Brickendon Grange was built by Benjamin Cherry in 1859 and is now a golf club designed by CK Cotton. Fanshaws mansion, built in 1885 by Henry Wilson Demain Saunders, is now the headquarters of the Institute of the Motor Industry. The second series of Catweazle was filmed around Brickendon in 1970.

The former manor house at Brickendonbury was used as a spy training centre during World War II as Station XVII of the Special Operations Executive (SOE) and is now home to the Tun Abdul Razak Research Centre of the Malaysian Rubber Board.

==Governance==
Brickendon has three tiers of local government, at parish, district, and county level: Brickendon Liberty Parish Council, East Hertfordshire District Council, and Hertfordshire County Council.

The name of the modern civil parish is "Brickendon Liberty", referencing the area's former status as a parish liberty. The liberty of Brickendon was deemed to be part of the parish of All Saints, Hertford, but appointed its own overseers of the poor. Brickendon was included in the Hertford Poor Law Union from 1835 with its own representative on the Board of Guardians. As such, Brickendon was deemed to be a separate civil parish from 10 August 1866 under the Poor Law Amendment Act 1866. The civil parish of Brickendon at that time stretched from Brickendon village in the south right up into the town of Hertford in the north, with Castle Street, West Street and All Saints' Church all being within the civil parish of Brickendon, which was partly inside and partly outside the borough of Hertford. In 1891 the parish had a population of 1007.

Under the Local Government Act 1894, parishes which straddled borough boundaries were split into separate parishes inside and outside the borough. On 4 December 1894 the parish of Brickendon was therefore abolished and split to form two parishes called "Brickendon Rural" and "Brickendon Urban". Brickendon Rural was included in the Hertford Rural District. Brickendon Urban had no parish council; it was governed directly by Hertford Borough Council. On 30 September 1900 Brickendon Urban and all the other civil parishes within the borough were abolished to become a single parish called Hertford.

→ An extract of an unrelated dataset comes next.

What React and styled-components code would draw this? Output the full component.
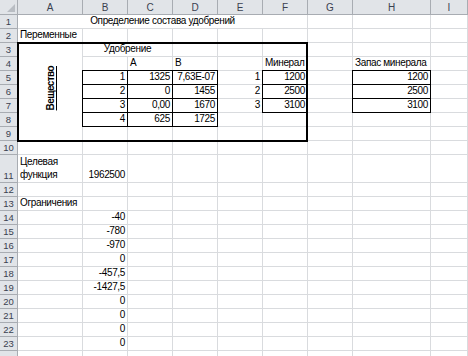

On 1 April 1929 the civil parish of Brickendon Liberty was created when Brickendon Rural merged with the neighbouring parish of St John Rural, which had been a sparsely populated rural parish created in 1894 from the parts of the old parish of St John, Hertford which lay outside the borough. On 1 April 1935 parts of Broxbourne, Hoddesdon Rural and Wormley were transferred to Brickendon Liberty when these parishes were abolished. On 1 April 1939 part of Brickendon Liberty was transferred to Little Amwell.

Brickendon Liberty remained in Hertford Rural District until that district was abolished in 1974 to become part of East Hertfordshire.